My son’s wedding preparations have taught me a lot.

I wish I meant in preparing decorations, gifts, and rehearsal dinners, (like lasts weeks post of seeing God in the details.) That just isn’t the case this week. This week I really noticed how God has been pulling me out of darkness in the not-so-pretty areas of my heart while preparing for my son’s wedding. I had no clue how many of my insecurities would surface during this process.

Confession:
Emotion and bondage issues have triggered some needy areas out of my soul. Something as beautiful as a wedding has truly brought out the worst in me.   I’ve struggled with envy and jealousy these last few months from those who are more creative than I am. (I’m aware this is petty.) I’ve also been anxiety ridden over what other people think. These issues have nothing to do with the wedding itself or my son and his lovely bride-to-be. They have to do with me and have taunted my every move robbing my joy (and often the joy of those around me.)

It all boils down to this. God called me to be accountable for the places in my heart I refused to examine. The places I left in the dark for no one else to find. The places I put other’s opinions over His.   The areas I bowed down to my craving the need for acceptance of others. The dark places that scream for praise for myself instead of praise for God.

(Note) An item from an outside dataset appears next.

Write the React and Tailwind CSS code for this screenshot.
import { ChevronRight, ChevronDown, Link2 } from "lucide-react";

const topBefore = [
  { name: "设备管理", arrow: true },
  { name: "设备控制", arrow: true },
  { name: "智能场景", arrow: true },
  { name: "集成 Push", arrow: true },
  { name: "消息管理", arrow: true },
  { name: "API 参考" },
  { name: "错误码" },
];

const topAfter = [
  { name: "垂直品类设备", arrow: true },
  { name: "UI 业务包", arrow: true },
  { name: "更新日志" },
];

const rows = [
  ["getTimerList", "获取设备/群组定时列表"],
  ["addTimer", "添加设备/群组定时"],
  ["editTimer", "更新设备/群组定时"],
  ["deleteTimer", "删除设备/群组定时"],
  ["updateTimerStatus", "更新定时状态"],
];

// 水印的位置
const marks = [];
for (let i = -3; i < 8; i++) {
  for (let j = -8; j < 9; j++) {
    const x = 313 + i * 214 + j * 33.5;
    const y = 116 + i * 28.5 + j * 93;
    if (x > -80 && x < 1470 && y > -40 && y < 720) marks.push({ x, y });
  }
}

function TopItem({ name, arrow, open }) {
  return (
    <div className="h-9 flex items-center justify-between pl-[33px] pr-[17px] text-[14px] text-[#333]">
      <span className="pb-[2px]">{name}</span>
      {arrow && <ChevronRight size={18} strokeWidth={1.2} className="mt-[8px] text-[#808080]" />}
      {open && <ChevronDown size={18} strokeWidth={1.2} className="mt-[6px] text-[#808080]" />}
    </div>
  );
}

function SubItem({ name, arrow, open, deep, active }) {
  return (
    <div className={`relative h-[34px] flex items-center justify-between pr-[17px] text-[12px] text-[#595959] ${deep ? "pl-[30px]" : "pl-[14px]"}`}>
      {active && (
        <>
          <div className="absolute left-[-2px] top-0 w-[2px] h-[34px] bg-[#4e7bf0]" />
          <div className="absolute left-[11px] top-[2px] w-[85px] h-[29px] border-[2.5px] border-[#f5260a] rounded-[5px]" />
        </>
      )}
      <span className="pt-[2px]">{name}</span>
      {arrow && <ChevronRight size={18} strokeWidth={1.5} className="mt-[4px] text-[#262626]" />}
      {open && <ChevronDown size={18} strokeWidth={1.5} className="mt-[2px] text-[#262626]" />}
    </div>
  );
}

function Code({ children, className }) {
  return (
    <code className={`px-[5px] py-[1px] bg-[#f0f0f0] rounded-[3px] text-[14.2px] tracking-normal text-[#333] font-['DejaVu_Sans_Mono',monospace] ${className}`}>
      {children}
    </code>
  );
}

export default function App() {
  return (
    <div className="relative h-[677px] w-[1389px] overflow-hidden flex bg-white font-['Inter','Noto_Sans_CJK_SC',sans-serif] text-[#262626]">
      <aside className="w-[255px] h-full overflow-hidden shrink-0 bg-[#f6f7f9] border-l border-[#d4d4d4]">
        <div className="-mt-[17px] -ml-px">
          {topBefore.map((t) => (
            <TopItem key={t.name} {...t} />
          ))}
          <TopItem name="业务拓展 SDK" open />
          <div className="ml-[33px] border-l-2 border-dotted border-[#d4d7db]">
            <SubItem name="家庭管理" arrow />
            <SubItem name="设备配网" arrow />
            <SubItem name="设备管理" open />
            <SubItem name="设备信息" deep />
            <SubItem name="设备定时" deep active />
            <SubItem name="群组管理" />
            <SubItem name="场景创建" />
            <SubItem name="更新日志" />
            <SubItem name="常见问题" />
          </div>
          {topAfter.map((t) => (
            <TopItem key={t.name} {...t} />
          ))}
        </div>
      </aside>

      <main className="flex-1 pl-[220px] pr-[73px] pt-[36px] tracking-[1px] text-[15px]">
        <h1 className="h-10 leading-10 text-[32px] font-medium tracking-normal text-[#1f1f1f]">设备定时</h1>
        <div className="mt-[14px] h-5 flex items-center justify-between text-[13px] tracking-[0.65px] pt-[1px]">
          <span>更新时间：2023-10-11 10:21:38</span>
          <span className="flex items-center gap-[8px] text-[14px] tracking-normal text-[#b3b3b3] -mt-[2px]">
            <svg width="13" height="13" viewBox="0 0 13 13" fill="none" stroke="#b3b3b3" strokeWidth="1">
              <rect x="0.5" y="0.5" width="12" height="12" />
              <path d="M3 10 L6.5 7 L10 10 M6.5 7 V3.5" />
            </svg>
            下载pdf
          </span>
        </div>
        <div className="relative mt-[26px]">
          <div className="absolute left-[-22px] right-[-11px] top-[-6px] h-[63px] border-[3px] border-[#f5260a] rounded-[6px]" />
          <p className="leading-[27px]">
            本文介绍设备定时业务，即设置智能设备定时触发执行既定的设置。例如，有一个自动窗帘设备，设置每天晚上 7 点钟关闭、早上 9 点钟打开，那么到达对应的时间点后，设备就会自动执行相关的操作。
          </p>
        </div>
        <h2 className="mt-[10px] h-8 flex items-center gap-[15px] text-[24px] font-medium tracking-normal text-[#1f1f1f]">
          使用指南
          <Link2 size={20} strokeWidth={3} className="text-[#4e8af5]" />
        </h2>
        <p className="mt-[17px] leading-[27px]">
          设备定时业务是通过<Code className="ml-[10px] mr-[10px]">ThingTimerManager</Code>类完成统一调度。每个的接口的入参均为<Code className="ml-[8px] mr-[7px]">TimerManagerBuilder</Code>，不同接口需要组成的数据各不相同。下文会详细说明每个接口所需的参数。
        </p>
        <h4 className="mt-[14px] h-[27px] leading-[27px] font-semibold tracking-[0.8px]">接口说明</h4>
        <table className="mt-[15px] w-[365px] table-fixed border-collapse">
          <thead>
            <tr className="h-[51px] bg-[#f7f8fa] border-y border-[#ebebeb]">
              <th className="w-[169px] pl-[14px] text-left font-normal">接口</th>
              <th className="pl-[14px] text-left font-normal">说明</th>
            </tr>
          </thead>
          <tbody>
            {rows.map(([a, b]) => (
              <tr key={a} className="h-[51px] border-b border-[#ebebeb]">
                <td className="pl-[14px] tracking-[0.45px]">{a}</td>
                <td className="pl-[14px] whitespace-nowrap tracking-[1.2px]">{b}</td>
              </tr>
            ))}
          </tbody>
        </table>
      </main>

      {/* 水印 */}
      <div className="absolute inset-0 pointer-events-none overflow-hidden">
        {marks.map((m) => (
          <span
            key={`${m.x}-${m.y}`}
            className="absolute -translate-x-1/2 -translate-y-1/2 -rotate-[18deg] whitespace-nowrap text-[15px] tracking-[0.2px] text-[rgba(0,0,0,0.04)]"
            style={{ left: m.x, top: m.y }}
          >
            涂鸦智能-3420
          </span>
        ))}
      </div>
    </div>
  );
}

God is so faithful though. When I asked for forgiveness – He forgave.

When I prayed, “Search me, God, and know my heart; test me and know my anxious thoughts.” (Psalm 139:23 NIV). – He searched and helped me find the areas I needed to confess. He then placed people in my life to encourage me in the areas that needed growth.

God even helped me find something I wasn’t even aware was there. The root of why I kept running to the bitterness of envy and anxieties of needing people’s acceptance. The root was a lie I chose to believe early on in the engagement.  Satan whispered it in my ear when my mamma heart was feeling not quite ready to release my son. To see him as the adult he is.

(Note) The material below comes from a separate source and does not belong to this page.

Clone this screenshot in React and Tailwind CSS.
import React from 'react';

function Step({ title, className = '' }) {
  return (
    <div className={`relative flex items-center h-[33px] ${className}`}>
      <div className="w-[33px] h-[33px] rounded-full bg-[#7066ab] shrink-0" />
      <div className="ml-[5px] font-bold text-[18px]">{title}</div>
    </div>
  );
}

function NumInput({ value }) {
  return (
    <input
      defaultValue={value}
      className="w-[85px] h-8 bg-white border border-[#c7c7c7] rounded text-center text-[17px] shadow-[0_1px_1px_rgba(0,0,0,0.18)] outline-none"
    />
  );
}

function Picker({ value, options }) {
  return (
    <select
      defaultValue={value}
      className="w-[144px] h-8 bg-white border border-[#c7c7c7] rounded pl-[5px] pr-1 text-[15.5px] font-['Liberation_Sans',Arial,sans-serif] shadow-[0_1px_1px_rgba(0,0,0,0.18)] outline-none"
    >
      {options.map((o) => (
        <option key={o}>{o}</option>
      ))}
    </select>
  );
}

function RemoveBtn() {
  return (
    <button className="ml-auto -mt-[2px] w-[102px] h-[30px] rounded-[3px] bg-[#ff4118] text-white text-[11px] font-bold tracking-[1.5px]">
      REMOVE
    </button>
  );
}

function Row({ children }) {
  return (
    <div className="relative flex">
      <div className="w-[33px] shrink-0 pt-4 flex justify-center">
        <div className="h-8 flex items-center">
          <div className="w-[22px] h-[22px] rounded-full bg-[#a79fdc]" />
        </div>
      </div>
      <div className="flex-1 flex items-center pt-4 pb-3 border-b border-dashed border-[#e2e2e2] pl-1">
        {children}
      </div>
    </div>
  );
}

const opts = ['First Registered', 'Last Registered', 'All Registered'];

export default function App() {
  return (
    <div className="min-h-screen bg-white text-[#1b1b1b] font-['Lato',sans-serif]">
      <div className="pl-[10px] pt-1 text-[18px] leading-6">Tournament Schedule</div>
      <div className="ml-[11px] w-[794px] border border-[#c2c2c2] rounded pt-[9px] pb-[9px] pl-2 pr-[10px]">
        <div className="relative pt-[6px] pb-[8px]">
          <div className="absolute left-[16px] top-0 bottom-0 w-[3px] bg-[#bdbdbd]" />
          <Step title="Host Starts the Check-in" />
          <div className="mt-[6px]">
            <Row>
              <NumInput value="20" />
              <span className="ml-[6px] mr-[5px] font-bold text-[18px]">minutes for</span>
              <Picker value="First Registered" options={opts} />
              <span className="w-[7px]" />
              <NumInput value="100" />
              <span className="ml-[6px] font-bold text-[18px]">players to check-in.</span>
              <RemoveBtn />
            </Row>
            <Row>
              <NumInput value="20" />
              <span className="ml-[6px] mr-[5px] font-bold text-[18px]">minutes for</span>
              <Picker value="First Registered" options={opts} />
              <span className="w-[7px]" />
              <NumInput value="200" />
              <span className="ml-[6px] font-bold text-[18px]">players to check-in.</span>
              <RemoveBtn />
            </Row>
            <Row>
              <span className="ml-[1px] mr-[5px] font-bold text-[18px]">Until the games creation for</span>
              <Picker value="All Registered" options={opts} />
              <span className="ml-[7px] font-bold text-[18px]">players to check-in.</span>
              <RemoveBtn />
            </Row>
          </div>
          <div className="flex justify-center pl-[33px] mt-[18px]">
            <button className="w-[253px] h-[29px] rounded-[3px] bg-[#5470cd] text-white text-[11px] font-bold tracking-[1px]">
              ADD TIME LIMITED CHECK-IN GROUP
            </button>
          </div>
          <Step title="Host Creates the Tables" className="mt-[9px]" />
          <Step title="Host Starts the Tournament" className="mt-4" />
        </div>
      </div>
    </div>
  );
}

“You will be forgotten. You are no longer needed. The days of motherhood are almost over.”

I bought the lie setting my course to prove I wouldn’t be forgotten. Problematic since the course took me on a path to being remembered in ways I don’t want to be remembered by. Ugly ways of irrational behavior. A struggle for attention ensued.

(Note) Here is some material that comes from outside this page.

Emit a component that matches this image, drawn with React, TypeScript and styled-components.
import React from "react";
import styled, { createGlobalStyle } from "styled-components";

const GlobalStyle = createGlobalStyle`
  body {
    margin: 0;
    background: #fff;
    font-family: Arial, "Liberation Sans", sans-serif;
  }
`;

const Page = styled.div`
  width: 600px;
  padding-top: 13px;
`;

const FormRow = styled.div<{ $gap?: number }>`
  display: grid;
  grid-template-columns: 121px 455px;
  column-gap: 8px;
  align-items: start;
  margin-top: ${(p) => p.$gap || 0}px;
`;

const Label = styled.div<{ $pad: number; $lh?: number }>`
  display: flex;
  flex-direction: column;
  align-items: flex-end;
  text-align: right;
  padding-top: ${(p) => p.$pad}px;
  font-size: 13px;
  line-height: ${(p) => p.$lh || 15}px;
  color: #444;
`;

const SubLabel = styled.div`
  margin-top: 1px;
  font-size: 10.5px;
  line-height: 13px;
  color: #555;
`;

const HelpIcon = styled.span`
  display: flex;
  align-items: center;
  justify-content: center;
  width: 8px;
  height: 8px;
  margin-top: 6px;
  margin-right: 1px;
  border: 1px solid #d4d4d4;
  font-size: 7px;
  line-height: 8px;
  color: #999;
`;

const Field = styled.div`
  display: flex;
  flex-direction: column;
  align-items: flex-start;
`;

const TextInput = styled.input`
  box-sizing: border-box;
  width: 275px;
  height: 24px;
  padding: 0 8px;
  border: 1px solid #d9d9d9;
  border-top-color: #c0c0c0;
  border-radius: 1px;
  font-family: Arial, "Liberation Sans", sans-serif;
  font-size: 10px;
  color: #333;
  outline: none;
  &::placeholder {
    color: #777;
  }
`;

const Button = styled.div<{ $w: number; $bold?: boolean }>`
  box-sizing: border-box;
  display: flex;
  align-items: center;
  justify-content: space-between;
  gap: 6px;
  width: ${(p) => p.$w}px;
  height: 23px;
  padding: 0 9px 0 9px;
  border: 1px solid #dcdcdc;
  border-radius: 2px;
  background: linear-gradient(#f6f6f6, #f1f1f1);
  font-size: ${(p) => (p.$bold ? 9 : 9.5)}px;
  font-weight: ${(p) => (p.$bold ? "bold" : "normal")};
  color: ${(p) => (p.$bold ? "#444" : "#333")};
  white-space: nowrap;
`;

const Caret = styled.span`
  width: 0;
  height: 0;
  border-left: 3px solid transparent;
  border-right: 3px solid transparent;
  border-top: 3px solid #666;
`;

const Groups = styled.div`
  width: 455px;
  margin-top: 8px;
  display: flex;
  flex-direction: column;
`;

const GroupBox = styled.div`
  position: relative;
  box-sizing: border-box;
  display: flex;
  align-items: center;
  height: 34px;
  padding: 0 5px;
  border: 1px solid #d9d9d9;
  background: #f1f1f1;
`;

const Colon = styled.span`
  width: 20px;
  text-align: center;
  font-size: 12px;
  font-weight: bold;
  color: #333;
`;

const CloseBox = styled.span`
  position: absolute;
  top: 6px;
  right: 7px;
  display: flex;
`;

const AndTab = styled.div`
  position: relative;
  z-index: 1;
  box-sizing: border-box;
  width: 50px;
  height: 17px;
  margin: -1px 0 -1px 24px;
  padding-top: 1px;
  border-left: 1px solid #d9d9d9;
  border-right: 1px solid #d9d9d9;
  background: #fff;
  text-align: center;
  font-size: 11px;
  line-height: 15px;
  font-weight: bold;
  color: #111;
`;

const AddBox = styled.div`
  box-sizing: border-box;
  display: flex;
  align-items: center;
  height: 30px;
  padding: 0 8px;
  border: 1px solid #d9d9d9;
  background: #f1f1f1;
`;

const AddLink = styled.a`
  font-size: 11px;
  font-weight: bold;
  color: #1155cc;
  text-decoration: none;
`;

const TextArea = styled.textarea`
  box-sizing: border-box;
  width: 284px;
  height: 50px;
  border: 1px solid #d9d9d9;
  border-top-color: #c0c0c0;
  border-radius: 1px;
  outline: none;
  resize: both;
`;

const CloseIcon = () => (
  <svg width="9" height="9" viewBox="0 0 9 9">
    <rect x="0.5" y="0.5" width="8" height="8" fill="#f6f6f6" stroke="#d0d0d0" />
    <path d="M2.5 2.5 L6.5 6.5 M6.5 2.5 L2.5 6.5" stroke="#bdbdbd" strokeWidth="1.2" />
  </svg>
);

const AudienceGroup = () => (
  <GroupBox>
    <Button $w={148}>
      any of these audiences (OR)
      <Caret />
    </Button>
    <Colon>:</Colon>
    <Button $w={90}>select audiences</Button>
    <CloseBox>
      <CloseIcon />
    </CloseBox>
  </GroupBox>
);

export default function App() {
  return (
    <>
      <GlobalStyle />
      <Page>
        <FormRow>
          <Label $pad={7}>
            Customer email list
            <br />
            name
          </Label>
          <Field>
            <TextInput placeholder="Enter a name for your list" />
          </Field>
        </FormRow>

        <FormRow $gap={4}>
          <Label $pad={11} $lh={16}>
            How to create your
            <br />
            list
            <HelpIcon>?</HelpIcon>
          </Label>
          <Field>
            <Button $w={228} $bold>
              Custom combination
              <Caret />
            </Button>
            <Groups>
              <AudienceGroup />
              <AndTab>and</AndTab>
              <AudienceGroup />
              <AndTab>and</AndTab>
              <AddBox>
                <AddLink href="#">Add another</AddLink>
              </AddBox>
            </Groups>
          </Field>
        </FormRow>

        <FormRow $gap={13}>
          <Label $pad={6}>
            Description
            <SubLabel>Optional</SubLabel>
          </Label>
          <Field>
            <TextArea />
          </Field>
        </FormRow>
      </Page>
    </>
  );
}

And here is where God stepped in once more…

God gave me the verse, Exodus 14: 13-14 to pray. “Do not be afraid, Kysia. Stand firm and you will see the deliverance the Lord will bring you today. The Lord will fight for you; you need only be still. Amen.”

I stood still and chose to trust God. He remembered me. Now, He’s still delivering me from some of my people pleasing struggles, but much progress has been made.

It’s been really nice to focus on the happy couple instead of “needing to make sure I’m not forgotten,” too.

God has even given me joy through the process – usually after I’ve been called out, disciplined back into place, and shed a few tears. Joy has still shown up though.

Through joy God has shown me the beauty of truth over the ugly lie. The truth is if I keep trusting God and asking Him to search me, I can be confident that “he who began a good work in [me] will carry it on to completion until the day of Christ Jesus.” (Philippians 1:6) I am not forgotten. I am remembered and a work in progress.